Why you shouldn't compress SQL Server data and log files

Most knowledgable SQL Server DBAs know you shouldn't compress a database's data and log files, but I'll wager that few know the details behind why that's such a bad idea.  The general reply might be "Performance" -- and that's correct -- but the assumption that the performance hit you take when you compress data/log files is due to compressing/decompressing data is only part of the story.  There's a lot more to it than that.

SQL Server abstracts all of the I/O for data and log files in its UMS component.  UMS (User Mode Scheduler) allows the engine to schedule work and carry out I/O without making direct Win32 API calls.  This design permits the engine to support fibers without having separate code lines for threads and fibers, and it allows the engine to run on versions of Windows that don't support asynchronous file I/O (Win9x, WinME) without having to have separate code lines for asynchronous I/O and synchronous I/O.  You'll recall that SQL Server leverages NT's ability to carry out I/O operations asynchronously and to perform asynchronous I/O in a scatter/gather fashion.  Windows 9x/ME doesn't support any of this.  By abstracting this away in UMS, the engine merely schedules the work it needs to do, and UMS carries it out in the most efficient way possible.

One nuance of Windows' asynchronous I/O facility is that, depending on the API you use, you may or may not actually get an async operation back from the OS.  IOW, although you request an operation to be carried out asynchronously, Windows may decide to run it synchronously and may hold up your API call until the operation completes.  The OS always makes the final decision on whether an async I/O request is honored.  What happens when Windows decides not to honor an async I/O request depends on the API.  For ReadFile/WriteFile, they simply block until the operation completes and return TRUE.  You have to check their return values and respond accordingly -- you can't write code that expects the operation to complete at some point in the future if the operation actually finished immediately.  For ReadFileEx/WriteFileEx, the API returns TRUE regardless of whether the action is carried out synchronously or asynchronously.  I'm not aware of an easy way to detect that an async I/O request has been carried out synchronously using ReadFileEx or WriteFileEx. 

On Win9x/ME, UMS automatically schedules all file I/O to run synchronously.  It knows that the version of Windows on which it's running does not support async I/O, and it schedules I/O operations accordingly.  For NT, it always attempts to run file I/O operations asynchronously, but, as I've said, Windows may have other ideas.

One circumstance in which Windows never honors an async I/O request is when the file it's reading or writing is compressed.  When calling ReadFile or WriteFile against a compressed file, Windows always runs the operation synchronously, regardless of whether the caller requested an async I/O operation.  That's right:  compressing a file disables an app's ability to read or write it asynchronously.

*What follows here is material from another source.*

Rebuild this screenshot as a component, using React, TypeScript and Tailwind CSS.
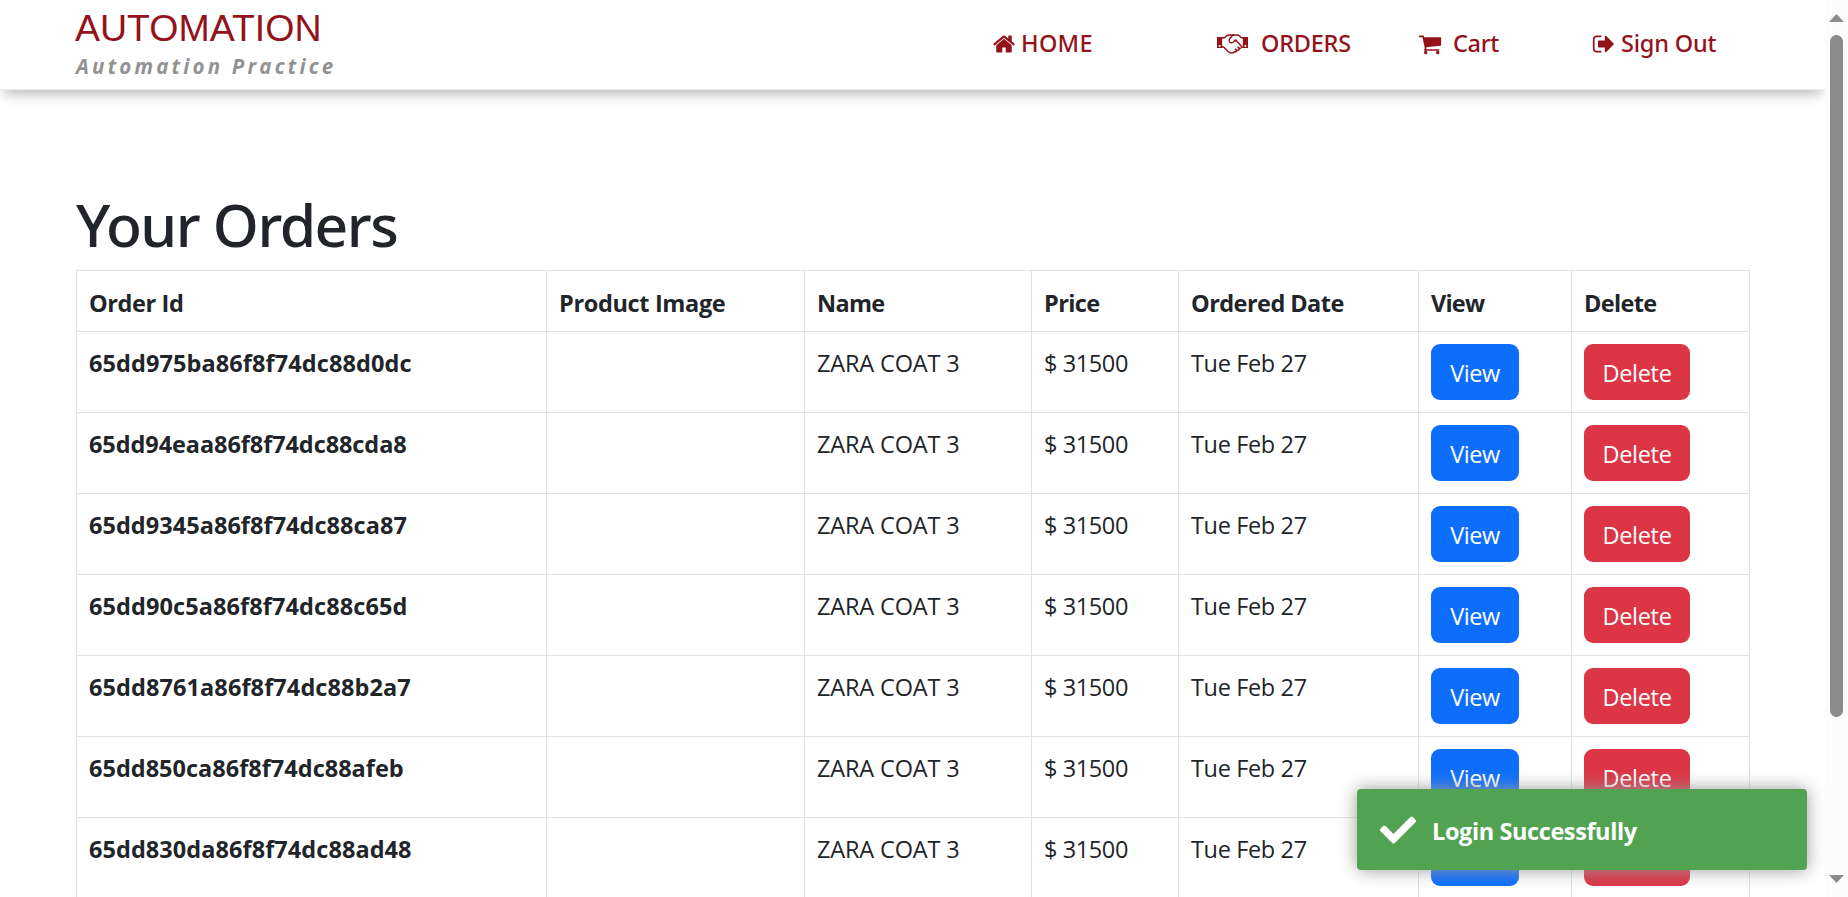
import React from "react";
import { FaCheck } from "react-icons/fa";

const orders = [
  { id: "65dd975ba86f8f74dc88d0dc", cls: "tracking-[0.09px]" },
  { id: "65dd94eaa86f8f74dc88cda8", cls: "tracking-[-0.08px]" },
  { id: "65dd9345a86f8f74dc88ca87", cls: "tracking-[0.04px]" },
  { id: "65dd90c5a86f8f74dc88c65d", cls: "tracking-[0.09px]" },
  { id: "65dd8761a86f8f74dc88b2a7", cls: "tracking-[0.09px]" },
  { id: "65dd850ca86f8f74dc88afeb", cls: "tracking-[0.01px]" },
  { id: "65dd830da86f8f74dc88ad48", cls: "tracking-[0.06px]" },
];

const columns = [
  { label: "Order Id", cls: "w-[470px] tracking-[-0.4px]" },
  { label: "Product Image", cls: "w-[258px] tracking-[-0.35px]" },
  { label: "Name", cls: "w-[227px] tracking-[-0.7px]" },
  { label: "Price", cls: "w-[147px] tracking-[-0.6px]" },
  { label: "Ordered Date", cls: "w-[240px] tracking-[-0.55px]" },
  { label: "View", cls: "w-[153px] tracking-[-0.8px]" },
  { label: "Delete", cls: "w-[178px] tracking-[-0.66px]" },
];

const HOME =
  "M1472 992v480q0 26-19 45t-45 19h-384v-384h-256v384h-384q-26 0-45-19t-19-45v-480q0-1 .5-3t.5-3l575-474 575 474q1 2 1 6zm223-69l-62 74q-8 9-21 11h-3q-13 0-21-7l-692-577-692 577q-12 8-24 7-13-2-21-11l-62-74q-8-10-7-23.5t11-21.5l719-599q32-26 76-26t76 26l244 204v-195q0-14 9-23t23-9h192q14 0 23 9t9 23v408l219 182q10 8 11 21.5t-7 23.5z";
const CART =
  "M704 1536q0 52-38 90t-90 38-90-38-38-90 38-90 90-38 90 38 38 90zm896 0q0 52-38 90t-90 38-90-38-38-90 38-90 90-38 90 38 38 90zm128-1088v512q0 24-16.5 42.5t-40.5 21.5l-1044 122q13 60 13 70 0 16-24 64h920q26 0 45 19t19 45-19 45-45 19h-1024q-26 0-45-19t-19-45q0-11 8-31.5t16-36 21.5-40 15.5-29.5l-177-823h-204q-26 0-45-19t-19-45 19-45 45-19h256q16 0 28.5 6.5t19.5 15.5 13 24.5 8 26 5.5 29.5 4.5 26h1201q26 0 45 19t19 45z";
const SIGN_OUT =
  "M704 1440q0 4 1 20t.5 26.5-3 23.5-10 19.5-20.5 6.5h-320q-119 0-203.5-84.5t-84.5-203.5v-704q0-119 84.5-203.5t203.5-84.5h320q13 0 22.5 9.5t9.5 22.5q0 4 1 20t.5 26.5-3 23.5-10 19.5-20.5 6.5h-320q-66 0-113 47t-47 113v704q0 66 47 113t113 47h312l11.5 1 11.5 3 8 5.5 7 9 2 13.5zm928-544q0 26-19 45l-544 544q-19 19-45 19t-45-19-19-45v-288h-448q-26 0-45-19t-19-45v-384q0-26 19-45t45-19h448v-288q0-26 19-45t45-19 45 19l544 544q19 19 19 45z";

function Glyph({ d }: { d: string }) {
  return (
    <svg viewBox="0 0 1792 1792" className="size-6 shrink-0" fill="currentColor">
      <path d={d} />
    </svg>
  );
}

function Handshake() {
  return (
    <svg viewBox="0 0 31 20" className="h-5 w-[31px] shrink-0" fill="none" stroke="currentColor" strokeWidth="1.5" strokeLinejoin="round">
      <path fill="currentColor" stroke="none" fillRule="evenodd" d="M0 3h5.2v11H0zM2.6 10.9a1 1 0 1 0 0 2 1 1 0 0 0 0-2zM25.8 3H31v11h-5.2zM28.4 10.9a1 1 0 1 0 0 2 1 1 0 0 0 0-2z" />
      <path d="M5 3.8h2.3L10 1.6Q10.8 1 12 1h8.3q1.2 0 2 .8l2 2H26" />
      <path d="M5 13h1.6l4.2 4.3Q12.8 19 14.6 19q1.700 0 2.600-1 1.900.2 2.900-1.500 2 0 2.600-1.900 1.600-.3 1.800-1.600H26" />
      <path d="M17.300 1q-1.300.1-2.200 1l-2.500 2.700Q11.400 6.500 12.700 8q1.800 1.600 3.700 0l2.300-2.100 5.700 6.400M18 14.800l2 1.800M20.600 12.700l2 1.900" />
    </svg>
  );
}

function Header() {
  return (
    <header className="relative flex h-[90px] shrink-0 border-b border-[#ececec] bg-white pl-[75px] shadow-[0_8px_12px_-4px_rgba(0,0,0,0.28)]">
      <div className="w-[917px] pt-[7px]">
        <div className="font-['Liberation_Sans',sans-serif] text-[37.5px] leading-[42px] text-[#94131b]">AUTOMATION</div>
        <p className="pl-px text-[20.5px] leading-[35px] font-bold tracking-[3.2px] text-[#929292] italic">
          Automation Practice
        </p>
      </div>
      <nav className="flex h-[88px] items-center font-['Noto_Sans','Open_Sans',sans-serif] font-medium text-[#94131b]">
        <a className="flex w-[225px] items-center">
          <Glyph d={HOME} />
          <span className="ml-[5px] tracking-[0.3px]">HOME</span>
        </a>
        <a className="flex w-[201px] items-center">
          <Handshake />
          <span className="ml-[13px] tracking-[-0.25px]">ORDERS</span>
        </a>
        <a className="flex w-[174px] items-center">
          <Glyph d={CART} />
          <span className="ml-[11px] tracking-[-0.35px]">Cart</span>
        </a>
        <a className="flex items-center">
          <Glyph d={SIGN_OUT} />
          <span className="ml-[5px] tracking-[-0.2px]">Sign Out</span>
        </a>
      </nav>
    </header>
  );
}

function OrdersTable() {
  return (
    <table className="w-[1674px] table-fixed border-collapse text-left [&_td]:border [&_td]:border-[#dee2e6] [&_td]:px-3 [&_td]:py-0 [&_th]:border [&_th]:border-[#dee2e6] [&_th]:px-3 [&_th]:py-0">
      <thead>
        <tr className="h-[61px] leading-[36px]">
          {columns.map((c) => (
            <th key={c.label} className={c.cls}>
              <div className="pt-[3px]">{c.label}</div>
            </th>
          ))}
        </tr>
      </thead>
      <tbody className="align-top">
        {orders.map((o) => (
          <tr key={o.id} className="h-[81px] leading-[62px]">
            <th className={o.cls}>{o.id}</th>
            <td />
            <td className="tracking-[-0.15px]">ZARA COAT 3</td>
            <td className="tracking-[-0.4px]">$ 31500</td>
            <td className="tracking-[-0.36px]">Tue Feb 27</td>
            <td>
              <button className="mt-3 block h-14 w-[88px] rounded-[9px] bg-[#0d6efd] text-center leading-[59px] tracking-[-0.5px] text-white">
                View
              </button>
            </td>
            <td>
              <button className="mt-3 block h-14 w-[106px] rounded-[9px] bg-[#dc3545] text-center leading-[59px] tracking-[-0.3px] text-white">
                Delete
              </button>
            </td>
          </tr>
        ))}
      </tbody>
    </table>
  );
}

function Scrollbar() {
  return (
    <div className="relative flex h-full w-[23px] shrink-0 flex-col items-center bg-[#fcfcfc] pt-[14px] pb-[14px]">
      <svg width="15" height="8" viewBox="0 0 15 8" fill="#8b8b8b">
        <path d="M7.5 0L15 8H0z" />
      </svg>
      <div className="mt-[13px] h-[682px] w-[13px] rounded-full bg-[#8b8b8b]" />
      <svg className="mt-auto" width="15" height="8" viewBox="0 0 15 8" fill="#8b8b8b">
        <path d="M0 0h15L7.5 8z" />
      </svg>
    </div>
  );
}

export default function App() {
  return (
    <div className="relative flex h-[897px] w-[1848px] overflow-hidden bg-white font-['Open_Sans','Noto_Sans',sans-serif] text-[23.5px] text-[#212529]">
      <div className="flex min-w-0 flex-1 flex-col overflow-hidden">
        <Header />
        <main className="pl-[76px]">
          <h1 className="mt-[98px] mb-[10px] h-[72px] font-['Noto_Sans','Open_Sans',sans-serif] text-[58.8px] leading-[72px] font-medium tracking-[-1.5px]">
            Your Orders
          </h1>
          <OrdersTable />
        </main>
      </div>
      <Scrollbar />
      <div className="absolute right-[41px] bottom-[27px] flex h-[81px] w-[450px] items-center rounded-[4px] bg-[#51a351] pl-[23px] font-bold text-white shadow-[0_0_18px_#999999]">
        <FaCheck className="size-9" />
        <span className="ml-[16px] pt-[5px] tracking-[-0.4px]">Login Successfully</span>
      </div>
    </div>
  );
}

So, not only are you paying the obvious cost of compression/decompression when you compress database data and log files, you're also paying the cost of switching from async I/O to synchronous I/O -- a change that can make a huge difference with a high-speed RDBMS such as SQL Server.  That the operations work at all in this situation is a testament to SQL Server's robustness, but the performance hit you take is rarely worth it, and that doesn't even touch on how compression affects reliability and recoverability.  Hard drives are cheap; don't compress your data and log files unless you have no other choice.